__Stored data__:
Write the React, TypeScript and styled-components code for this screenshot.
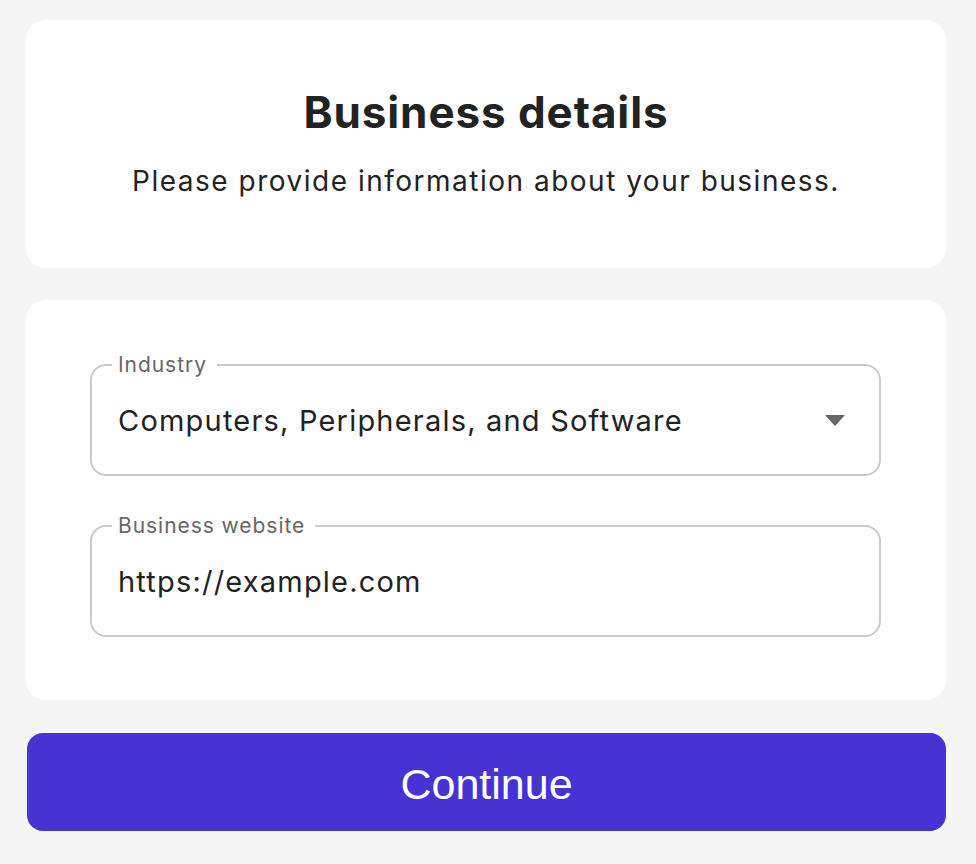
import React from "react";
import styled, { createGlobalStyle } from "styled-components";

const GlobalStyle = createGlobalStyle`
  html, body {
    margin: 0;
    padding: 0;
    background: #f5f5f5;
  }
  body {
    font-family: "Inter", "Noto Sans", sans-serif;
    color: #222;
  }
`;

interface FieldProps {
  label: string;
  value: string;
  select?: boolean;
}

const Field: React.FC<FieldProps> = ({ label, value, select }: FieldProps) => (
  <FieldSet>
    <Legend>{label}</Legend>
    <ValueRow>
      <Value>{value}</Value>
      {select && (
        <svg width="20" height="11" viewBox="0 0 20 11">
          <path d="M0 0 H20 L10 11 Z" fill="#666" />
        </svg>
      )}
    </ValueRow>
  </FieldSet>
);

const App: React.FC = () => (
  <>
    <GlobalStyle />
    <Page>
      <HeaderCard>
        <Title>Business details</Title>
        <SubTitle>Please provide information about your business.</SubTitle>
      </HeaderCard>
      <FormCard>
        <Field
          label="Industry"
          value="Computers, Peripherals, and Software"
          select
        />
        <Field label="Business website" value="https://example.com" />
      </FormCard>
      <Button>Continue</Button>
    </Page>
  </>
);

export default App;

const Page = styled.div`
  width: 920px;
  padding: 20px 0 0 26px;
  display: flex;
  flex-direction: column;
  gap: 32px;
`;

const Card = styled.section`
  background: #fff;
  border-radius: 20px;
  box-sizing: border-box;
`;

const HeaderCard = styled(Card)`
  height: 248px;
  display: flex;
  flex-direction: column;
  align-items: center;
  justify-content: center;
  gap: 27px;
  padding-bottom: 4px;
`;

const Title = styled.h1`
  margin: 0;
  font-size: 44px;
  line-height: 50px;
  font-weight: 700;
  color: #222;
  letter-spacing: 0.9px;
`;

const SubTitle = styled.p`
  margin: 0;
  font-size: 28px;
  line-height: 34px;
  color: #222;
  letter-spacing: 1.5px;
`;

const FormCard = styled(Card)`
  height: 400px;
  padding: 53px 65px 0 64px;
  display: flex;
  flex-direction: column;
  gap: 38px;
`;

const FieldSet = styled.fieldset`
  margin: 0;
  padding: 0 26px 0 26px;
  border: 2px solid #cbcbcb;
  border-radius: 16px;
  min-width: 0;
`;

const Legend = styled.legend`
  padding: 0 10px 0 6px;
  margin-left: -6px;
  font-size: 21px;
  line-height: 24px;
  color: #666;
  letter-spacing: 0.95px;
`;

const ValueRow = styled.div`
  height: 97px;
  box-sizing: border-box;
  padding: 0 8px 10px 0;
  display: flex;
  align-items: center;
  justify-content: space-between;
`;

const Value = styled.span`
  font-size: 29px;
  color: #222;
  letter-spacing: 1.2px;
`;

const Button = styled.button`
  height: 98px;
  margin-top: 1px;
  margin-left: 1px;
  padding-top: 6px;
  border: none;
  border-radius: 16px;
  background: #4733d3;
  color: #fff;
  font-family: "Liberation Sans", Arial, sans-serif;
  font-size: 43px;
  cursor: pointer;
`;
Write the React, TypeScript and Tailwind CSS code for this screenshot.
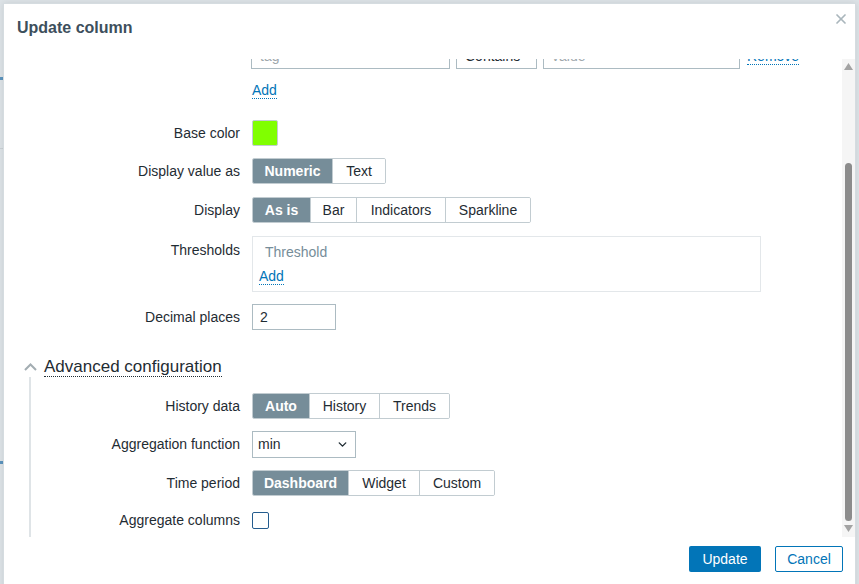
import { X, ChevronDown } from 'lucide-react'

const FONT = { fontFamily: '"Liberation Sans", Arial, sans-serif' }

type Seg = { label: string; w: number }

function Segmented({ items, active }: { items: Seg[]; active: number }) {
  return (
    <div className="flex h-[26px] rounded-[2px] border border-[#c2ccd1] overflow-hidden">
      {items.map((it, i) => (
        <div
          key={it.label}
          style={{ width: it.w }}
          className={`flex items-center justify-center text-[14px] ${
            i > 0 ? 'border-l border-[#c2ccd1]' : ''
          } ${i === active ? 'bg-[#768d99] text-white font-bold' : 'bg-white text-[#1f2c33]'}`}
        >
          {it.label}
        </div>
      ))}
    </div>
  )
}

function AddLink({ className = '' }: { className?: string }) {
  return (
    <span className={`text-[14px] text-[#0275b8] leading-[16px] border-b border-dotted border-[#0275b8] ${className}`}>
      Add
    </span>
  )
}

function Row({ label, labelW, children, className = '' }: { label: string; labelW: string; children: React.ReactNode; className?: string }) {
  return (
    <div className={`flex items-center gap-[12px] ${className}`}>
      <div className={`${labelW} shrink-0 text-right text-[14px] text-[#1f2c33]`}>{label}</div>
      {children}
    </div>
  )
}

export default function App() {
  return (
    <div style={FONT} className="relative w-[859px] h-[584px] overflow-hidden bg-[#dce2e6]">
      {/* page behind the dialog */}
      <div className="absolute left-0 top-[77px] w-[4px] h-[3px] bg-[#5b93bd]" />
      <div className="absolute left-0 top-[148px] w-[4px] h-[1px] bg-[#c9d0d4]" />
      <div className="absolute left-0 top-[461px] w-[4px] h-[3px] bg-[#5b93bd]" />

      <div className="absolute left-[4px] top-[4px] w-[851px] h-[620px] bg-white shadow-[0_0_0_1px_#d5dce0,0_0_6px_rgba(0,0,0,0.12)] flex flex-col">
        {/* header */}
        <div className="flex justify-between h-[55px] shrink-0">
          <div className="pl-[13px] pt-[14px] text-[16px] leading-[20px] font-bold text-[#3d4f5c]">Update column</div>
          <X size={16} strokeWidth={2.6} className="text-[#aab6bc] mt-[7px] mr-[6px]" />
        </div>

        {/* body */}
        <div className="flex h-[478px] shrink-0">
          <div className="flex-1 overflow-hidden">
            <div className="-mt-[16px] flex flex-col">
              <div className="flex h-[26px] items-center gap-[12px]">
                <div className="w-[235px] shrink-0" />
                <div className="flex items-center">
                  <div className="h-[26px] w-[199px] border border-[#acbbc2] px-[8px] flex items-center text-[14px] text-[#a0a8ad]">tag</div>
                  <div className="ml-[6px] h-[26px] w-[81px] border border-[#acbbc2] px-[8px] flex items-center text-[14px] text-[#1f2c33]">Contains</div>
                  <div className="ml-[6px] h-[26px] w-[197px] border border-[#acbbc2] px-[8px] flex items-center text-[14px] text-[#a0a8ad]">value</div>
                  <span className="ml-[7px] text-[14px] leading-[16px] text-[#0275b8] border-b border-dotted border-[#0275b8]">Remove</span>
                </div>
              </div>

              <div className="flex mt-[12px] h-[18px] items-center">
                <div className="w-[248px] shrink-0" />
                <AddLink />
              </div>

              <Row label="Base color" labelW="w-[236px]" className="mt-[21px]">
                <div className="h-[26px] w-[26px] rounded-[2px] border border-[#c2ccd1] bg-[#80ff00]" />
              </Row>

              <Row label="Display value as" labelW="w-[236px]" className="mt-[12px]">
                <Segmented items={[{ label: 'Numeric', w: 79 }, { label: 'Text', w: 53 }]} active={0} />
              </Row>

              <Row label="Display" labelW="w-[236px]" className="mt-[13px]">
                <Segmented
                  items={[
                    { label: 'As is', w: 57 },
                    { label: 'Bar', w: 46 },
                    { label: 'Indicators', w: 89 },
                    { label: 'Sparkline', w: 85 },
                  ]}
                  active={0}
                />
              </Row>

              <div className="flex items-start gap-[12px] mt-[13px]">
                <div className="w-[236px] shrink-0 text-right text-[14px] text-[#1f2c33] pt-[4px]">Thresholds</div>
                <div className="w-[509px] h-[56px] border border-[#e3e7ea] pl-[6px] pt-[6px] flex flex-col items-start">
                  <div className="pl-[6px] text-[14px] text-[#768d99] leading-[18px]">Threshold</div>
                  <AddLink className="mt-[7px]" />
                </div>
              </div>

              <Row label="Decimal places" labelW="w-[236px]" className="mt-[12px]">
                <div className="h-[26px] w-[84px] border border-[#acbbc2] px-[7px] flex items-center text-[14px] text-[#1f2c33]">2</div>
              </Row>

              {/* advanced configuration */}
              <div className="mt-[27px] flex items-center h-[20px] pl-[20px] gap-[7px]">
                <svg width="13" height="8" viewBox="0 0 13 8">
                  <path d="M1 7 L6.5 1.5 L12 7" fill="none" stroke="#a3adb2" strokeWidth="2" />
                </svg>
                <span className="text-[17px] leading-[19px] text-[#1f2c33] border-b border-dotted border-[#1f2c33]">Advanced configuration</span>
              </div>
              <div className="ml-[25px] border-l-2 border-[#dfe4e7] pb-[40px] flex flex-col">
                <Row label="History data" labelW="w-[209px]" className="mt-[16px]">
                  <Segmented
                    items={[
                      { label: 'Auto', w: 56 },
                      { label: 'History', w: 70 },
                      { label: 'Trends', w: 70 },
                    ]}
                    active={0}
                  />
                </Row>
                <Row label="Aggregation function" labelW="w-[209px]" className="mt-[12px]">
                  <div className="h-[27px] w-[104px] border border-[#acbbc2] pl-[5px] pr-[6px] flex items-center justify-between text-[14px] text-[#1f2c33]">
                    <span>min</span>
                    <ChevronDown size={13} strokeWidth={2.6} className="text-[#1f2c33]" />
                  </div>
                </Row>
                <Row label="Time period" labelW="w-[209px]" className="mt-[12px]">
                  <Segmented
                    items={[
                      { label: 'Dashboard', w: 95 },
                      { label: 'Widget', w: 71 },
                      { label: 'Custom', w: 75 },
                    ]}
                    active={0}
                  />
                </Row>
                <Row label="Aggregate columns" labelW="w-[209px]" className="mt-[11px] h-[26px]">
                  <div className="h-[17px] w-[17px] rounded-[2px] border-[1.5px] border-[#245c8e] bg-white" />
                </Row>
              </div>
            </div>
          </div>

          {/* scrollbar */}
          <div className="w-[13px] shrink-0 bg-[#f5f5f5] flex flex-col items-center">
            <svg width="9" height="7" viewBox="0 0 9 7" className="mt-[4px]">
              <path d="M4.5 0 L9 7 L0 7 Z" fill="#a3a3a3" />
            </svg>
            <div className="mt-[93px] h-[358px] w-[7px] rounded-full bg-[#8c8c8c]" />
            <svg width="9" height="7" viewBox="0 0 9 7" className="mt-[4px]">
              <path d="M0 0 L9 0 L4.5 7 Z" fill="#a3a3a3" />
            </svg>
          </div>
        </div>

        {/* footer */}
        <div className="flex justify-end gap-[14px] pt-[9px] pr-[12px]">
          <div className="h-[26px] w-[72px] rounded-[2px] bg-[#0275b8] text-white text-[14px] flex items-center justify-center">Update</div>
          <div className="h-[26px] w-[68px] rounded-[2px] border border-[#0275b8] bg-white text-[#0275b8] text-[14px] flex items-center justify-center">Cancel</div>
        </div>
      </div>
    </div>
  )
}
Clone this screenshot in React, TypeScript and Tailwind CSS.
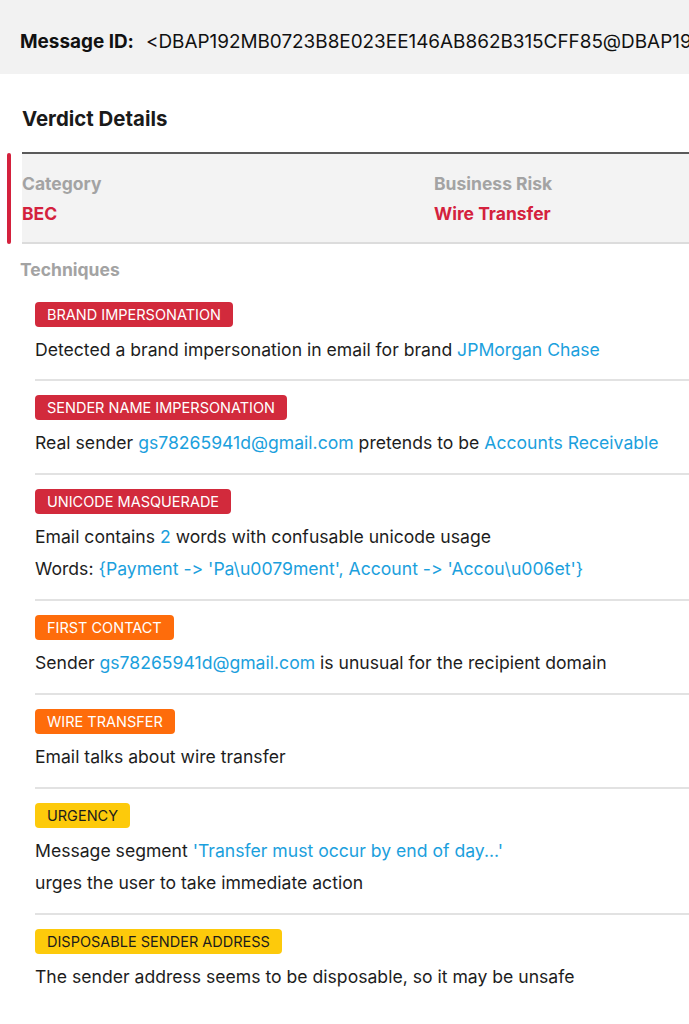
import React from 'react';

type Tone = 'red' | 'orange' | 'yellow';

const badgeClass: Record<Tone, string> = {
  red: 'bg-[#d22a3c] text-white',
  orange: 'bg-[#fe6c0b] text-white',
  yellow: 'bg-[#fdca0b] text-[#1c1c1c]',
};

const Link = ({ children }: { children: React.ReactNode }) => (
  <span className="text-[#1ba0dd]">{children}</span>
);

const Badge = ({ label, tone }: { label: string; tone: Tone }) => (
  <span
    className={`inline-flex h-[25px] items-center rounded-[4px] px-[12px] text-[14.5px] uppercase ${badgeClass[tone]}`}
  >
    {label}
  </span>
);

const Technique = ({
  label,
  tone,
  lines,
  first,
  last,
}: {
  label: string;
  tone: Tone;
  lines: React.ReactNode[];
  first?: boolean;
  last?: boolean;
}) => (
  <div
    className={`ml-[35px] ${last ? '' : 'border-b-2 border-[#e2e2e2]'} ${first ? 'pt-[19px] pb-[13px]' : 'pt-[14px] pb-[14px]'}`}
  >
    <div className="flex">
      <Badge label={label} tone={tone} />
    </div>
    <div className="mt-[7px]">
      {lines.map((line, i) => (
        <p key={i} className="text-[17.6px] leading-[32px] text-[#1d1d1d]">
          {line}
        </p>
      ))}
    </div>
  </div>
);

export default function App() {
  return (
    <div className="min-h-screen w-[689px] overflow-hidden bg-white font-['Inter','Liberation_Sans',sans-serif] [font-feature-settings:'calt'_0,'liga'_0]">
      {/* message id header */}
      <div className="flex h-[74px] items-center overflow-hidden whitespace-nowrap bg-[#f2f2f2] pl-[20px] pt-[10px] text-[18.9px] text-[#111]">
        <span className="font-bold">Message ID:</span>
        <span className="ml-[12px]">&lt;DBAP192MB0723B8E023EE146AB862B315CFF85@DBAP192MB0723.EURP192.PROD.OUTLOOK.COM&gt;</span>
      </div>

      <h2 className="pl-[22px] pt-[31px] text-[20.4px] font-bold leading-[28px] text-[#1a1a1a]">Verdict Details</h2>

      <div className="relative mt-[19px]">
        <div className="absolute bottom-0 left-[7px] top-[1px] w-[4px] rounded-full bg-[#d4213d]" />
        <div className="ml-[22px] border-t-2 border-b-2 border-t-[#5a5a5a] border-b-[#dcdcdc] bg-[#f3f3f3] pb-[16px] pt-[17px]">
          <div className="grid grid-cols-[412px_1fr] text-[17.5px] font-bold">
            <div>
              <div className="leading-[26px] text-[#a3a3a3]">Category</div>
              <div className="mt-[5px] leading-[24px] text-[#d4213d]">BEC</div>
            </div>
            <div>
              <div className="leading-[26px] text-[#a3a3a3]">Business Risk</div>
              <div className="mt-[5px] leading-[24px] text-[#d4213d]">Wire Transfer</div>
            </div>
          </div>
        </div>
      </div>

      <div className="pl-[20px] pt-[13px] text-[17.5px] font-bold leading-[26px] text-[#a3a3a3]">Techniques</div>

      <Technique
        first
        label="Brand Impersonation"
        tone="red"
        lines={[<>Detected a brand impersonation in email for brand <Link>JPMorgan Chase</Link></>]}
      />
      <Technique
        label="Sender Name Impersonation"
        tone="red"
        lines={[
          <>
            Real sender <Link>gs78265941d@gmail.com</Link> pretends to be <Link>Accounts Receivable</Link>
          </>,
        ]}
      />
      <Technique
        label="Unicode Masquerade"
        tone="red"
        lines={[
          <>
            Email contains <Link>2</Link> words with confusable unicode usage
          </>,
          <>
            Words: <Link>{"{Payment -> 'Pa\\u0079ment', Account -> 'Accou\\u006et'}"}</Link>
          </>,
        ]}
      />
      <Technique
        label="First Contact"
        tone="orange"
        lines={[
          <>
            Sender <Link>gs78265941d@gmail.com</Link> is unusual for the recipient domain
          </>,
        ]}
      />
      <Technique label="Wire Transfer" tone="orange" lines={[<>Email talks about wire transfer</>]} />
      <Technique
        label="Urgency"
        tone="yellow"
        lines={[
          <>
            Message segment <Link>'Transfer must occur by end of day...'</Link>
          </>,
          <>urges the user to take immediate action</>,
        ]}
      />
      <Technique
        last
        label="Disposable Sender Address"
        tone="yellow"
        lines={[<>The sender address seems to be disposable, so it may be unsafe</>]}
      />
    </div>
  );
}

__REQUIRED WORK__: In the entries above, find the line that contains "Write the React, TypeScript and Tailwind" and the line that contains "string; w: number". Reproduce exactly those two lines and every line between them, but not the pictures.

__EXERCISE RESULT__:
Write the React, TypeScript and Tailwind CSS code for this screenshot.
import { X, ChevronDown } from 'lucide-react'

const FONT = { fontFamily: '"Liberation Sans", Arial, sans-serif' }

type Seg = { label: string; w: number }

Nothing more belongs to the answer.